Um importante ponto que precisa ser desmistificado para aumentar a relevância do inglês é o argumento de que, antes de nos preocuparmos em ensinar um segundo idioma, precisamos concentrar nossos esforços na língua materna do brasileiro. Na verdade, é inegável que o aprendizado da Língua Portuguesa é fundamental e ainda há muito trabalho a ser feito nesse sentido. Mas, diferentemente do que muitos pensam, os ensinos dos dois idiomas não são excludentes entre si, muito pelo contrário. Pesquisas de linguística e neurociência já comprovaram que, quanto mais idiomas uma pessoa domina, maior a facilidade para aprender os demais. Isso se dá, principalmente, pela possibilidade de estabelecer reações entre o que já foi aprendido e o novo conhecimento.

Outro ponto polêmico que precisa ser debatido é o papel de recursos como músicas, filmes e séries na aprendizagem do idioma. Na verdade, assim como uma criança não aprende todos os aspectos do português apenas ouvindo seus pais conversando, o aprendizado do inglês também não ocorre apenas por meio do acompanhamentos dos diálogos na TV ou pela tradução de letras de músicas. É verdade que a prática é muito válida como reforço da aprendizagem. Porém, é fundamental que haja esforço e sistematização para a compreensão conjunta das quatro habilidades básicas da língua: o speaking(fala), o listening (compreensão auditiva), o reading (leitura) e o writing(escrita), respeitando, inclusive, as regras gramaticais e discursivas que coordenam sua composição.

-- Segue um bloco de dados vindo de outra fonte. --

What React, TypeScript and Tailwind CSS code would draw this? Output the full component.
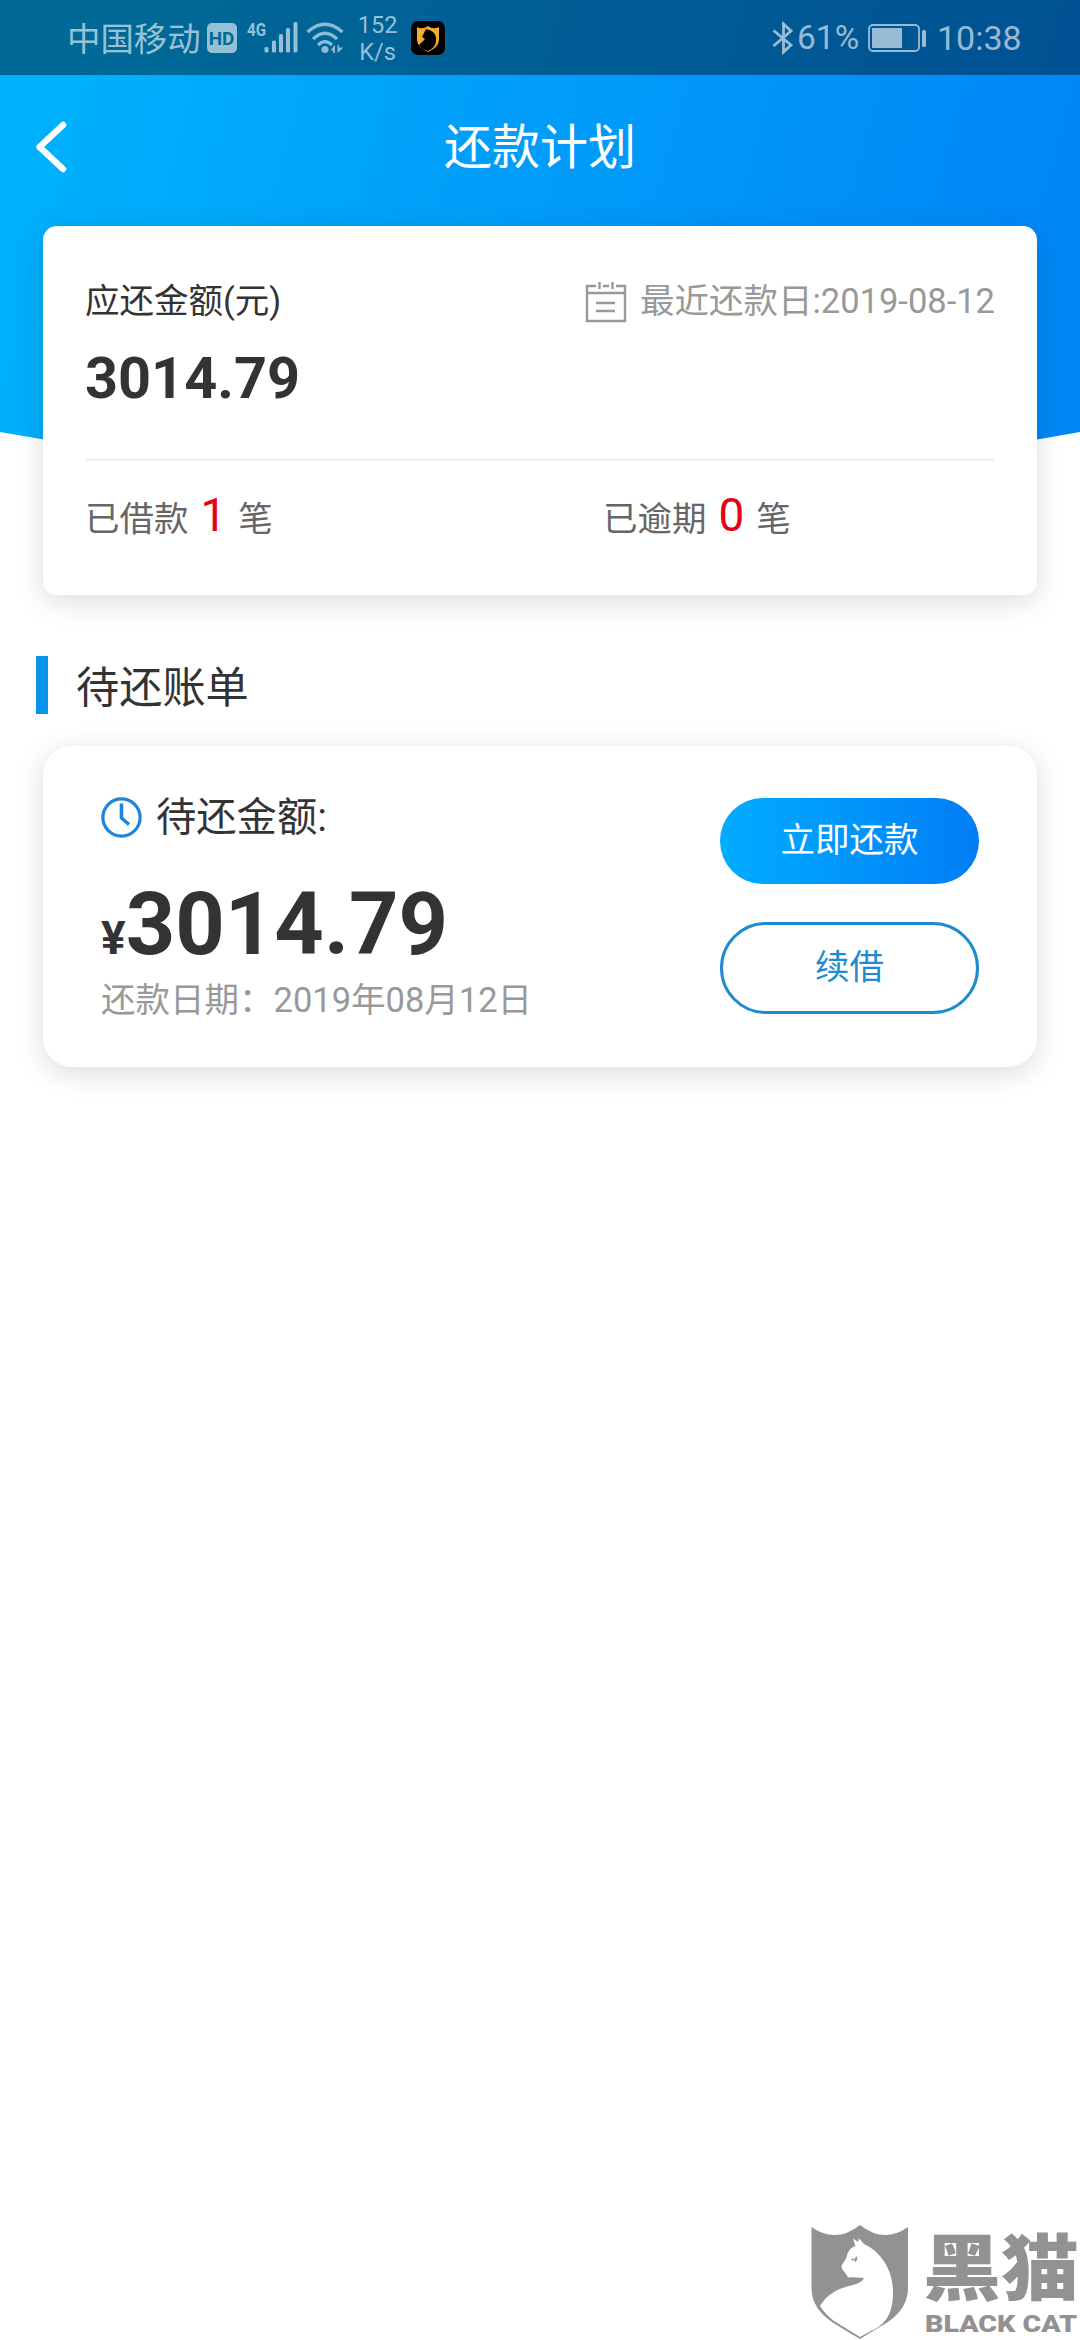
import { ReactNode } from "react";

export default function App() {
  return (
    <div className="relative w-[1080px] h-[2340px] overflow-hidden bg-white text-[#333] whitespace-nowrap font-['Roboto','Noto_Sans_CJK_SC',sans-serif]">
      {/* blue backdrop with the curved bottom edge */}
      <div className="absolute inset-x-0 top-0 h-[500px] bg-[linear-gradient(105deg,#00b0fc_8%,#0087f6_92%)] [clip-path:path('M0_0H1080V432Q540_530_0_432Z')]"></div>

      <div className="relative flex flex-col h-full">
        <StatusBar />
        <Header />

        <main className="flex flex-col px-[43px] grow">
          <SummaryCard />

          <div className="flex items-center mt-[61px] -ml-[7px] h-[58px] gap-7">
            <div className="w-3 h-full bg-[#0695ea]"></div>
            <h2 className="pt-[7px] text-[43.2px] leading-[58px]">待还账单</h2>
          </div>

          <BillCard />
        </main>

        <Watermark />
      </div>
    </div>
  );
}

function StatusBar() {
  return (
    <div className="flex items-center justify-between h-[75px] bg-black/40 pl-[67px] pr-[61px] text-white/60 text-[34px]">
      <div className="flex items-center h-full">
        <span className="pt-[4px] text-[33.4px] leading-[75px]">中国移动</span>
        <span className="ml-[6px] mt-px w-[30px] h-[30px] rounded-[5px] bg-[#94c1d6] text-[#016a94] text-[19px] leading-[31px] font-bold text-center">HD</span>
        <svg className="ml-[8px] mt-[-1px]" width="54" height="46" viewBox="0 -6 54 46" fill="#94c1d6">
          <text x="2" y="16" fontSize="19" fontWeight="700" fontFamily="Roboto, sans-serif" textLength="19" lengthAdjust="spacingAndGlyphs">4G</text>
          <rect x="19.500" y="27" width="4" height="5.500" rx="1.500" />
          <rect x="27" y="20.500" width="4" height="12" rx="1.500" />
          <rect x="34" y="14" width="4" height="18.500" rx="1.500" />
          <rect x="41" y="8" width="4" height="24.500" rx="1.500" />
          <rect x="48.500" y="2" width="4" height="30.500" rx="1.500" />
        </svg>
        <svg className="ml-[7px]" width="40" height="34" viewBox="0 0 40 34" fill="none" stroke="#8bbcd6" strokeWidth="3.200">
          <path d="M1.500 11Q19 -4.500 36.500 11" />
          <path d="M7 18Q19 6.500 31 18" />
          <path d="M12 24Q19 17 26 24" />
          <circle cx="19" cy="28.500" r="3.500" fill="#8bbcd6" stroke="none" />
          <path d="M29 23.500V32H27V29.500H24.500zM31.500 32V24H33V26.500H37.500z" fill="#8bbcd6" stroke="none" />
        </svg>
        <div className="flex flex-col items-center w-[42px] ml-[11px] pt-[2px] text-[23.500px] leading-[27px]">
          <span>152</span>
          <span>K/s</span>
        </div>
        <svg className="ml-[12px] mt-px" width="34" height="34" viewBox="0 0 34 34">
          <rect width="34" height="34" rx="7" fill="#000" />
          <path d="M6 6q6 3 11 -1q5 4 11 1v13q0 7 -11 12q-11 -5 -11 -12z" fill="#f5ab2b" />
          <path d="M15 8l-2 4l-2 4l3 2l-6 6q3 5 9 6q8 -4 8 -10q1 -10 -10 -12z" fill="#000" />
        </svg>
      </div>

      <div className="flex items-center h-full">
        <svg width="22" height="34" viewBox="0 0 22 34" fill="none" stroke="currentColor" strokeWidth="2.800">
          <path d="M1.500 9.500L19 24L11.500 31V3L19 10L1.500 25" />
        </svg>
        <span className="ml-[3px] w-[62px] text-[33.500px] leading-[76px]">61%</span>
        <svg className="ml-[9px]" width="60" height="30" viewBox="0 0 60 30" fill="none">
          <rect x="1" y="2" width="50" height="26" rx="4" stroke="currentColor" strokeWidth="1.800" />
          <rect x="4" y="5" width="30" height="20" rx="1" fill="currentColor" />
          <rect x="54" y="7" width="4" height="17" rx="1.500" fill="currentColor" />
        </svg>
        <span className="ml-[9px] w-[82px] text-[34px] leading-[76px]">10:38</span>
      </div>
    </div>
  );
}

function Header() {
  return (
    <header className="grid grid-cols-[200px_1fr_200px] items-center h-[151px] pb-[5px]">
      <button className="pl-[35px] pb-[2px]">
        <svg width="32" height="52" viewBox="0 0 32 52" fill="none" stroke="#fff" strokeWidth="6.500" strokeLinejoin="round">
          <path d="M28 4L4.500 26L28 48" strokeLinecap="round" />
        </svg>
      </button>
      <h1 className="text-center text-white text-[48px] leading-[60px]">还款计划</h1>
    </header>
  );
}

function SummaryCard() {
  return (
    <section className="h-[369px] px-[42px] rounded-[14px] bg-white shadow-[0_6px_29px_rgba(0,0,0,0.14)]">
      <div className="flex items-center justify-between pt-[49px] text-[34.5px] leading-[52px]">
        <span>应还金额(元)</span>
        <div className="flex items-center text-[#999]">
          <svg className="mr-[13px] mt-px" width="42" height="42" viewBox="0 0 42 42" fill="none" stroke="currentColor" strokeWidth="2.400">
            <path d="M11 5H2V40H40V5H31M18 5H24M2 12H40M11 22H30M11 30H30" />
            <path d="M14.500 1V8M27.500 1V8" />
          </svg>
          <span>最近还款日:2019-08-12</span>
        </div>
      </div>
      <div className="mt-[16px] text-[57.600px] leading-[72px] font-bold">3014.79</div>

      <div className="mt-[43px] h-[3px] bg-[#f2f2f2]"></div>

      <div className="flex mt-[22px] text-[#666]">
        <Count label="已借款">1</Count>
        <Count label="已逾期">0</Count>
      </div>
    </section>
  );
}

function Count({ label, children }: { label: string; children: ReactNode }) {
  return (
    <div className="flex items-baseline shrink-0 w-[518px] text-[34.5px] leading-[64px]">
      <span>{label}</span>
      <span className="mx-[12px] text-[46px] text-[#e60012]">{children}</span>
      <span>笔</span>
    </div>
  );
}

function BillCard() {
  return (
    <section className="flex justify-between mt-8 h-[321px] pl-[58px] pr-[58px] rounded-[29px] bg-white shadow-[0_6px_29px_rgba(0,0,0,0.14)]">
      <div className="flex flex-col pt-[41px]">
        <div className="flex items-center gap-[13px] text-[40.300px] leading-[60px]">
          <svg width="42" height="42" viewBox="0 0 42 42" fill="none" stroke="#1e84dc" strokeWidth="3.200">
            <circle cx="20.500" cy="20.500" r="18.600" />
            <path d="M20.500 6.500V21L28 27.500" strokeWidth="3.600" />
          </svg>
          <span className="pt-px">待还金额:</span>
        </div>
        <div className="mt-[27px] font-bold text-[86.400px] leading-[100px]">
          <span className="text-[46px]">¥</span>3014.79
        </div>
        <div className="mt-[-12px] text-[34.5px] leading-[48px] text-[#999]">还款日期：2019年08月12日</div>
      </div>

      <div className="flex flex-col gap-[38px] pt-[52px] w-[259px] text-[34.5px]">
        <button className="h-[86px] rounded-full bg-linear-to-r from-[#00adff] to-[#007df6] text-white pb-[1px]">立即还款</button>
        <button className="h-[92px] rounded-full border-3 border-[#1d8dcf] text-[#1d8dcf] pb-[1px]">续借</button>
      </div>
    </section>
  );
}

function Watermark() {
  return (
    <div className="flex items-end justify-end h-[116px] pr-px">
      <svg width="98" height="116" viewBox="0 0 98 116">
        <path d="M0.500 3Q25 20 49 1Q73 20 97 3V64Q97 84 77 98Q62 107 49 115Q35 107 21 98Q0.500 84 0.500 64z" fill="#939192" />
        <path d="M42 14.500L47 18L48 14.500L53 20C72 29 82 48 82 68C82 88 76 100 60 107L49 113L23 97Q14 90 9 82C17 68 30 64 42 61Q52 58 53 54Q42 53 37 53.500C34 47 31 47 30.500 42.500C32 38 36 35 36 31Q38 24 44.500 22z" fill="#fff" />
        <path d="M45.500 32q2 4 -1.500 6q-2 -2 1.500 -6zM40 35.500l3.500 -1.500l-1.500 3z" fill="#939192" />
      </svg>
      <svg className="ml-[15px]" width="155" height="150" viewBox="0 0 155 150" fill="#939192">
        <text x="-1" y="104" fontSize="72" fontWeight="900" fontFamily="'Noto Sans CJK SC', sans-serif" textLength="156" lengthAdjust="spacingAndGlyphs">黑猫</text>
        <text x="1" y="142" fontSize="23" fontWeight="900" fontFamily="Roboto, sans-serif" textLength="152" lengthAdjust="spacingAndGlyphs">BLACK CAT</text>
      </svg>
    </div>
  );
}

Em muitos casos, a comunicação dos “autodidatas” pode até ocorrer, mas geralmente dentro de um quadro limitado – quando a pessoa pode entender e falar, mas pode não escrever ou ler corretamente, por exemplo. A proficiência, nesses casos, fica bastante comprometida. Por fim, é fato que inúmeros outros obstáculos também precisam ser superados para que o brasileiro comece a priorizar e a estudar o inglês como se deve. Até mesmo o acesso a ferramentas de educação que ofereçam oportunidades reais para a prática do idioma é escasso, o que pode aumentar o desinteresse ou prejudicar o aprendizado da língua.

A tecnologia em suas várias formas, felizmente, vem ajudando os educadores e aprendizes a superar essas barreiras e já vemos soluções ótimas para estimular a compreensão e a conversação. Em geral, a mensagem mais clara que fica é de que precisamos promover logo uma verdadeira mudança no pensamento e na forma como as pessoas encaram o tema, pois só assim colocaremos em curso a mudança que fará do Brasil um país verdadeiramente fluente em inglês. The book is on the table, e precisamos que ele seja lido.

Marcelo Barros – Professor e conselheiro da Braz – TESOL, maior associação de professores de inglês.